What is required: Starting from the top of the material, restate each line exactly until the line that contains "const [on, setOn] = useState(false)", which is also copied. Pictures are excluded.

Given data:
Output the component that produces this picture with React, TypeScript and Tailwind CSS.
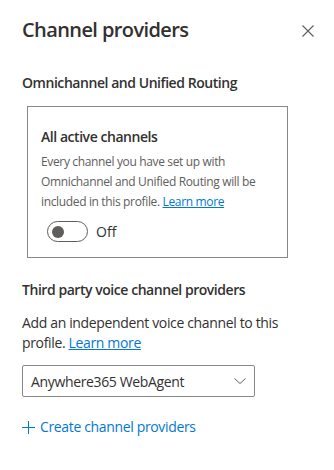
import { useState } from 'react'

export default function App() {
  const [on, setOn] = useState(false)

  return (
    <div
      className="w-[334px] h-[470px] bg-white text-[#323130] overflow-hidden"
      style={{ fontFamily: '"Open Sans", "Noto Sans", sans-serif' }}
    >
      {/* Header */}
      <div className="flex items-start justify-between pl-[22px] pr-[20px] pt-[16px]">
        <h1 className="text-[20px] leading-[28px] font-semibold tracking-[-0.6px]">Channel providers</h1>
        <button className="mt-[9px] w-3 h-3 text-[#605e5c]" aria-label="Close">
          <svg viewBox="0 0 12 12" width="12" height="12" stroke="currentColor" strokeWidth="1.1" fill="none">
            <path d="M0.5 0.5 L11.5 11.5 M11.5 0.5 L0.5 11.5" />
          </svg>
        </button>
      </div>

      <div className="px-[22px]">
        {/* Omnichannel section */}
        <h2 className="mt-[29px] text-[14px] leading-[20px] font-semibold tracking-[-0.45px]">
          Omnichannel and Unified Routing
        </h2>

        <div className="ml-[5px] mt-[13px] w-[261px] border border-[#8a8886] px-[13px] pt-[20px] pb-[15px]">
          <div className="text-[14px] leading-[20px] font-semibold tracking-[-0.45px]">All active channels</div>
          <p className="mt-[5px] text-[12px] leading-[20px] text-[#605e5c] tracking-[-0.35px]">
            Every channel you have set up with Omnichannel and Unified Routing will be included in this profile.{' '}
            <a className="text-[#0078d4] underline" href="#">
              Learn more
            </a>
          </p>
          <div className="mt-[9px] ml-[6px] flex items-center gap-[8px]">
            <button
              onClick={() => setOn(!on)}
              className="w-[41px] h-[21px] rounded-full border border-[#605e5c] flex items-center px-[4px]"
            >
              <span className="w-[12px] h-[12px] rounded-full bg-[#605e5c]" />
            </button>
            <span className="text-[14px] leading-[20px]">{on ? 'On' : 'Off'}</span>
          </div>
        </div>

        {/* Third party section */}
        <h2 className="mt-[22px] text-[14px] leading-[20px] font-semibold tracking-[-0.45px]">
          Third party voice channel providers
        </h2>
        <p className="mt-[13px] text-[14px] leading-[20px] tracking-[-0.35px]">
          Add an independent voice channel to this profile.{' '}
          <a className="text-[#0078d4] underline" href="#">
            Learn more
          </a>
        </p>

        <div className="mt-[12px] w-[233px] h-[32px] border border-[#8a8886] rounded-[2px] flex items-center justify-between pl-[8px] pr-[8px]">
          <span className="text-[14px] tracking-[-0.35px]">Anywhere365 WebAgent</span>
          <svg viewBox="0 0 12 6" width="12" height="6" fill="none" stroke="#605e5c" strokeWidth="1">
            <path d="M0.5 0.5 L6 5.5 L11.5 0.5" />
          </svg>
        </div>

        <button className="mt-[20px] flex items-center gap-[5px] text-[#0078d4]">
          <svg viewBox="0 0 13 13" width="13" height="13" stroke="currentColor" strokeWidth="1" fill="none">
            <path d="M6.5 0 V13 M0 6.5 H13" />
          </svg>
          <span className="text-[14px] leading-[20px] tracking-[-0.35px]">Create channel providers</span>
        </button>
      </div>
    </div>
  )
}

Task solution:
Output the component that produces this picture with React, TypeScript and Tailwind CSS.
import { useState } from 'react'

export default function App() {
  const [on, setOn] = useState(false)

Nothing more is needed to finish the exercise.